Depuis que le football est devenu un spectacle de divertissement autant qu’une affaire d’argent, le franc parler a cédé la place aux éléments de langage et à la langue de bois où toujours « le groupe vit bien » et où « l’essentiel, c’est les trois points ». Pourtant, il arrive que dans le chêne massif s’ouvrent des failles par lesquelles s’échappent des phrases brutes qui en disent plus que ne le voudrait leur auteur. Un exemple ? Jean-Michel Aulas : « l’élitisme profite à tout le monde ».
L’amour du jeu n’empêche pas la lucidité
Ce sont donc à 35 exercices d’autoportraits imaginaires mais basés sur des faits réels (et agrémentés de citations sourcées), illustrés par le talentueux nantais Christophe Poissenot Guerreiro, que se sont amusés Rémi Belot, Jérôme Latta et Antoine Zéo, trois plumes des Cahiers du football dont l’amour du jeu a toujours cohabité avec une lucidité certaine sur les vicissitudes du milieu, autant côté sportif que côté médiatique, on y reviendra.
L’équipe de France occupant une place particulière dans le supportérisme éclairé (et finalement plus mesuré qu’on ne le pense) des Cahiers, il est logique d’y retrouver quelques-unes de ses figures principales. Côté joueurs, sont ainsi autoportraiturés [1] Kylian Mbappé (« Oui, j’ai des compteurs qui tournent dans ma tête, je suis un footballeur de mon époque. Je suis presque allé trop vite, j’ai du mal à me suivre »), Zinédine Zidane (« Attention, je ne me prends pas pour une autre. Etre moi-même, c’est déjà du boulot »), Thierry Henry (« ne laissez jamais personne écrire votre propre légende, ou alors tenez-lui la main ») ou Karim Benzema (« J’aurais mérité un meilleur porte-parole que moi-même. J’avoue que parfois, je ne me comprends pas »). On vous laisse découvrir celles consacrées à Nicolas Anelka ou à Michel Platini, elles valent le déplacement.
Indulgence pour les joueurs
Mais les joueurs, parce que ce sont eux qui sont l’essence même du football et du plaisir qu’il nous procure, ont droit à bien plus d’indulgence que ceux qui gravitent autour. Que ce soient les dirigeants (Waldemar Kita, Jean-Michel Aulas, Robert Louis-Dreyfus, Bernard Tapie, Noël Le Graët, Sepp Blatter ou Gianni Infantino, qui a réussi l’exploit de le surpasser) ou les consultants.

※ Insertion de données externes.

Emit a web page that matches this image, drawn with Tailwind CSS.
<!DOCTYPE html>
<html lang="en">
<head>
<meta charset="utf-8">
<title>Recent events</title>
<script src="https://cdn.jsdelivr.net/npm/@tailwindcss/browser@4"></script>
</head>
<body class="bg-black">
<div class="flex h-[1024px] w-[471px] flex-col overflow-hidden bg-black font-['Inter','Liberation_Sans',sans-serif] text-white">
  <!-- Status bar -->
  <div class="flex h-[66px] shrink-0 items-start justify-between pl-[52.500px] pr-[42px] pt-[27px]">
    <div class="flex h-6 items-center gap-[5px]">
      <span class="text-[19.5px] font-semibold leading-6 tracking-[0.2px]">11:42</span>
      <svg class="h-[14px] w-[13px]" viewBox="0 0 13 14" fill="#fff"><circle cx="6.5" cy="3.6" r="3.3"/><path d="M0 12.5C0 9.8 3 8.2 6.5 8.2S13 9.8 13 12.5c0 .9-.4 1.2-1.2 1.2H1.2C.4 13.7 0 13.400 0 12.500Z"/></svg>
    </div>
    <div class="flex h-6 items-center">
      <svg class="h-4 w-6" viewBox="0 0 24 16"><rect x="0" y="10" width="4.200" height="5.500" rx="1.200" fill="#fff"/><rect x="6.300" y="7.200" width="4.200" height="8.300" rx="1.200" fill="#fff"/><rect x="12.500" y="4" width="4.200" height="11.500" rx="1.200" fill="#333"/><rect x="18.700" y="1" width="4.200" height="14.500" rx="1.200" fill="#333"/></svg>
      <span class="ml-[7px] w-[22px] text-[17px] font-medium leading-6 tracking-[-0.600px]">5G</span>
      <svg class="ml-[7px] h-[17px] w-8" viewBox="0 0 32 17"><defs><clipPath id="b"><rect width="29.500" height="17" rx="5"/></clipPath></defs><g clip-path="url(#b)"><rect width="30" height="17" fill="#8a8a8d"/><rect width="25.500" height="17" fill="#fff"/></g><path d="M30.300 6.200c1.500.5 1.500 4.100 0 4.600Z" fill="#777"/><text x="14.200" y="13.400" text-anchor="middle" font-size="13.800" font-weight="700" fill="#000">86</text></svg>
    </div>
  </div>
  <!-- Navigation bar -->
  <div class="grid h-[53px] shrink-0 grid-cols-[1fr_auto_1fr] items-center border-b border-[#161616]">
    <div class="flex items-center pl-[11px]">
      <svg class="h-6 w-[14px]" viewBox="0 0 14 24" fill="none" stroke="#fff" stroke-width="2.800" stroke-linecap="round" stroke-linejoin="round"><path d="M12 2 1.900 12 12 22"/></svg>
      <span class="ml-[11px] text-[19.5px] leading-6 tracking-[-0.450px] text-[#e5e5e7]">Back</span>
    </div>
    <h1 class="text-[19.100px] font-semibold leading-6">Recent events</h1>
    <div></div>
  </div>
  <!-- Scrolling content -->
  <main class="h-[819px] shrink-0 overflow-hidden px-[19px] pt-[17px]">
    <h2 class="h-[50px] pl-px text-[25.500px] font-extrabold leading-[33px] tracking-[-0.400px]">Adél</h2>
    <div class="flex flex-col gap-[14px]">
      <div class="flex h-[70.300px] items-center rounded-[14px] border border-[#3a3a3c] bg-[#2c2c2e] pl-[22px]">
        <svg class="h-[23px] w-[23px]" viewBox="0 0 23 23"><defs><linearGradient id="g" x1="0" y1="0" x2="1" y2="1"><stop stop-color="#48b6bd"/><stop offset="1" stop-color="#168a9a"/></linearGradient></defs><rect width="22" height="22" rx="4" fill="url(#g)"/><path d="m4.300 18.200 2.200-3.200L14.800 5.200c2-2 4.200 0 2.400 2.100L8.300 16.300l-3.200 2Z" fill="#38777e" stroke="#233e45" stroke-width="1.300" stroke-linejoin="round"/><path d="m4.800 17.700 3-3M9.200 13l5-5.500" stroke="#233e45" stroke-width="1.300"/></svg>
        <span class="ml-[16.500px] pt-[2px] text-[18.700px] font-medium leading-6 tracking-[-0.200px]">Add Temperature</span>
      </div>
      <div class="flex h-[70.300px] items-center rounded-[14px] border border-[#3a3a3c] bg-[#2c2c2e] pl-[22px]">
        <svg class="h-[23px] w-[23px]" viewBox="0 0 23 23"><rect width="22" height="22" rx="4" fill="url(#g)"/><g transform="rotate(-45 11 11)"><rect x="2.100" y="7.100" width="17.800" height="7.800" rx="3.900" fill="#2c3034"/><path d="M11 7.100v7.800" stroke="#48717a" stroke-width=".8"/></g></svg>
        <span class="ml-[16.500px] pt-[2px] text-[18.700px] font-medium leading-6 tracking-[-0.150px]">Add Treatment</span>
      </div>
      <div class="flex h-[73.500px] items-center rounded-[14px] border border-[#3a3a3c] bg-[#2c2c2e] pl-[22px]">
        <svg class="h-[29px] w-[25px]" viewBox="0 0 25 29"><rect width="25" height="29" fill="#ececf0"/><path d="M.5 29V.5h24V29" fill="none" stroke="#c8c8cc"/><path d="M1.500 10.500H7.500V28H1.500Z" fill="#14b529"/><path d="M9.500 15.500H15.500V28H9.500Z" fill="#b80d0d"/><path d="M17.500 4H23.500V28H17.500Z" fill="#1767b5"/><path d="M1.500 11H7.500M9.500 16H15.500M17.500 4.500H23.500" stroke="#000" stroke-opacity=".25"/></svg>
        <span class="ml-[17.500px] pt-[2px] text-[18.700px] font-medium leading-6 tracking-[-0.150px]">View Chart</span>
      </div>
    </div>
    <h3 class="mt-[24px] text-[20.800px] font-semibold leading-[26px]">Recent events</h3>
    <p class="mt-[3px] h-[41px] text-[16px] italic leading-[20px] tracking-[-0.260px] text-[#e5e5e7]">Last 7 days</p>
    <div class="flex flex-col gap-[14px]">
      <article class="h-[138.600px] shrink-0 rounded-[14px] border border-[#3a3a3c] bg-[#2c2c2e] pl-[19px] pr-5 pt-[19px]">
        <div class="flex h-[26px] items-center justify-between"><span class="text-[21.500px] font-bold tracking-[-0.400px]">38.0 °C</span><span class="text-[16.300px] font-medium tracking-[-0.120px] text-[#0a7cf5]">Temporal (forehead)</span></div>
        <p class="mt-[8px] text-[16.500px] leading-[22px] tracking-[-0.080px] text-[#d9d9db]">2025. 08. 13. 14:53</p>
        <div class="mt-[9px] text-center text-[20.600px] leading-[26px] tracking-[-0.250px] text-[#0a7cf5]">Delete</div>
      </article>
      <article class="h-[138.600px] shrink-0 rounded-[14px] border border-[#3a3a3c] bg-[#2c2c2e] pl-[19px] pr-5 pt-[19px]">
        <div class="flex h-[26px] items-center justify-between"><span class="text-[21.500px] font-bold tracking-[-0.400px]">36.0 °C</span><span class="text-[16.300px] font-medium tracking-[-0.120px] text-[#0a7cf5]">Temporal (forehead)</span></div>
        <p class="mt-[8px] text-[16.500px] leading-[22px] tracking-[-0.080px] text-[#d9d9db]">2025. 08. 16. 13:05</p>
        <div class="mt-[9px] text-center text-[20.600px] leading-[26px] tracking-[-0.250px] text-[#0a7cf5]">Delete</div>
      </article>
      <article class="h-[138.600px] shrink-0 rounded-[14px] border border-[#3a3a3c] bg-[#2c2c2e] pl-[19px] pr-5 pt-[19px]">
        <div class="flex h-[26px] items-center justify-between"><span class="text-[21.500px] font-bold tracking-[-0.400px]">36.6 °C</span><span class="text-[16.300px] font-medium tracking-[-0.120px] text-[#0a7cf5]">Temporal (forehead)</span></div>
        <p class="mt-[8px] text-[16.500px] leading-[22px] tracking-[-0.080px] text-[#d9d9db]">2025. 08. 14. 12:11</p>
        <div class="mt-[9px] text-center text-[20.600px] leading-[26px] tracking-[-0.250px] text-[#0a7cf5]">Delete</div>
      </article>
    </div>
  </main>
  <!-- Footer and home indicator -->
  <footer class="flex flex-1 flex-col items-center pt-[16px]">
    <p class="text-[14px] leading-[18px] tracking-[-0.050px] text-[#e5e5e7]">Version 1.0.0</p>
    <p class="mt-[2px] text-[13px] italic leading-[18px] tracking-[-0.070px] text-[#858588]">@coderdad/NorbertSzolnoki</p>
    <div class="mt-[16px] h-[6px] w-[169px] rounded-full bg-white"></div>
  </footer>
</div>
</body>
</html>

On notera au passage que ces catégories ne sont pas strictement étanches, certains ayant trouvé à se reconvertir derrière un micro où ils ne se privent pas d’allumer bien confraternellement les générations suivantes. Comme Christophe Dugarry (« Je suis devenu ceux que je détestais ») ou Jean-Michel Larqué (« Quand je commentais à la télé, j’avais une tête de Turc par match. Maintenant, c’est une par chronique »).
Mais ceux qui prennent le plus cher finalement, ce sont les bateleurs de plateaux télé ou d’émissions radio, comme Daniel Riolo, Pierre Ménès (« Les gens disaient : Ménès, il ne dit pas que des conneries, parce que je disais souvent les mêmes conneries qu’eux »), Jacques Vendroux, Hervé Mathoux (« dans le journalisme sportif, la barre n’est pas très haute, et il vaut mieux passer dessous »), Estelle Denis ou Pascal Praud (« je suis au centre du débat, la société française s’est alignée sur moi »). En football comme dans d’autres domaines, le système médiatique ne mérite, lui, aucune indulgence.